→ **What is expected**:
Retype each line of the material exactly, please, skipping any picture in it.
# # #
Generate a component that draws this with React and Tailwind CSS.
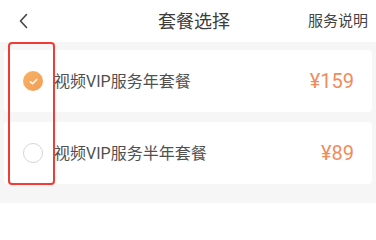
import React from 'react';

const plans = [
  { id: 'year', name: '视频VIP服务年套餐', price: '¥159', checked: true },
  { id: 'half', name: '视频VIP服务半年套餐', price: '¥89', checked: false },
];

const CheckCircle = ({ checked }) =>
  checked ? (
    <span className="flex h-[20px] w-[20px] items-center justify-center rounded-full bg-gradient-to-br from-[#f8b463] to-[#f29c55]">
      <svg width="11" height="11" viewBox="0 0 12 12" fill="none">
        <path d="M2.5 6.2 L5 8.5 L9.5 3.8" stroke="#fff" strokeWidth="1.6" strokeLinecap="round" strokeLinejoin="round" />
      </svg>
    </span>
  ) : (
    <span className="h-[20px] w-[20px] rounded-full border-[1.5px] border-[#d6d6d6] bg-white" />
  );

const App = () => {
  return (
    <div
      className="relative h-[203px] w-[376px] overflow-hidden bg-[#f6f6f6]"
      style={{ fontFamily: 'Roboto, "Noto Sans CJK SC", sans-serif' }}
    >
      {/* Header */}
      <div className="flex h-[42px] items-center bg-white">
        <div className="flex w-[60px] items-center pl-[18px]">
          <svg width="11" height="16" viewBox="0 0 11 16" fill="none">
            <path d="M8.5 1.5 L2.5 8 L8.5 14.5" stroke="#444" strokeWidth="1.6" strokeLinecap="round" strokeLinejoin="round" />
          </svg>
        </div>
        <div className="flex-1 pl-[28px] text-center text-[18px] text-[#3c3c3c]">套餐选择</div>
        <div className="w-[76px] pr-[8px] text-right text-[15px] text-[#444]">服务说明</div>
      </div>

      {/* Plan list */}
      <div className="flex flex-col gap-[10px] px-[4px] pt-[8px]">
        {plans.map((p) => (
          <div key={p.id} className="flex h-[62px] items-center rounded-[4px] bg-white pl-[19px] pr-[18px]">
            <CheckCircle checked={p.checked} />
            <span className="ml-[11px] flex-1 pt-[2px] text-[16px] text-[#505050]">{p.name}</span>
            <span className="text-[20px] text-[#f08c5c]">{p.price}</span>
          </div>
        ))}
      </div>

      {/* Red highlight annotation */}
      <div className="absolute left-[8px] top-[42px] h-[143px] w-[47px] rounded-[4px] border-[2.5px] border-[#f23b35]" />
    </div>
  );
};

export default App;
# # #
→ **Expected answer**:
Generate a component that draws this with React and Tailwind CSS.
import React from 'react';

const plans = [
  { id: 'year', name: '视频VIP服务年套餐', price: '¥159', checked: true },
  { id: 'half', name: '视频VIP服务半年套餐', price: '¥89', checked: false },
];

const CheckCircle = ({ checked }) =>
  checked ? (
    <span className="flex h-[20px] w-[20px] items-center justify-center rounded-full bg-gradient-to-br from-[#f8b463] to-[#f29c55]">
      <svg width="11" height="11" viewBox="0 0 12 12" fill="none">
        <path d="M2.5 6.2 L5 8.5 L9.5 3.8" stroke="#fff" strokeWidth="1.6" strokeLinecap="round" strokeLinejoin="round" />
      </svg>
    </span>
  ) : (
    <span className="h-[20px] w-[20px] rounded-full border-[1.5px] border-[#d6d6d6] bg-white" />
  );

const App = () => {
  return (
    <div
      className="relative h-[203px] w-[376px] overflow-hidden bg-[#f6f6f6]"
      style={{ fontFamily: 'Roboto, "Noto Sans CJK SC", sans-serif' }}
    >
      {/* Header */}
      <div className="flex h-[42px] items-center bg-white">
        <div className="flex w-[60px] items-center pl-[18px]">
          <svg width="11" height="16" viewBox="0 0 11 16" fill="none">
            <path d="M8.5 1.5 L2.5 8 L8.5 14.5" stroke="#444" strokeWidth="1.6" strokeLinecap="round" strokeLinejoin="round" />
          </svg>
        </div>
        <div className="flex-1 pl-[28px] text-center text-[18px] text-[#3c3c3c]">套餐选择</div>
        <div className="w-[76px] pr-[8px] text-right text-[15px] text-[#444]">服务说明</div>
      </div>

      {/* Plan list */}
      <div className="flex flex-col gap-[10px] px-[4px] pt-[8px]">
        {plans.map((p) => (
          <div key={p.id} className="flex h-[62px] items-center rounded-[4px] bg-white pl-[19px] pr-[18px]">
            <CheckCircle checked={p.checked} />
            <span className="ml-[11px] flex-1 pt-[2px] text-[16px] text-[#505050]">{p.name}</span>
            <span className="text-[20px] text-[#f08c5c]">{p.price}</span>
          </div>
        ))}
      </div>

      {/* Red highlight annotation */}
      <div className="absolute left-[8px] top-[42px] h-[143px] w-[47px] rounded-[4px] border-[2.5px] border-[#f23b35]" />
    </div>
  );
};

export default App;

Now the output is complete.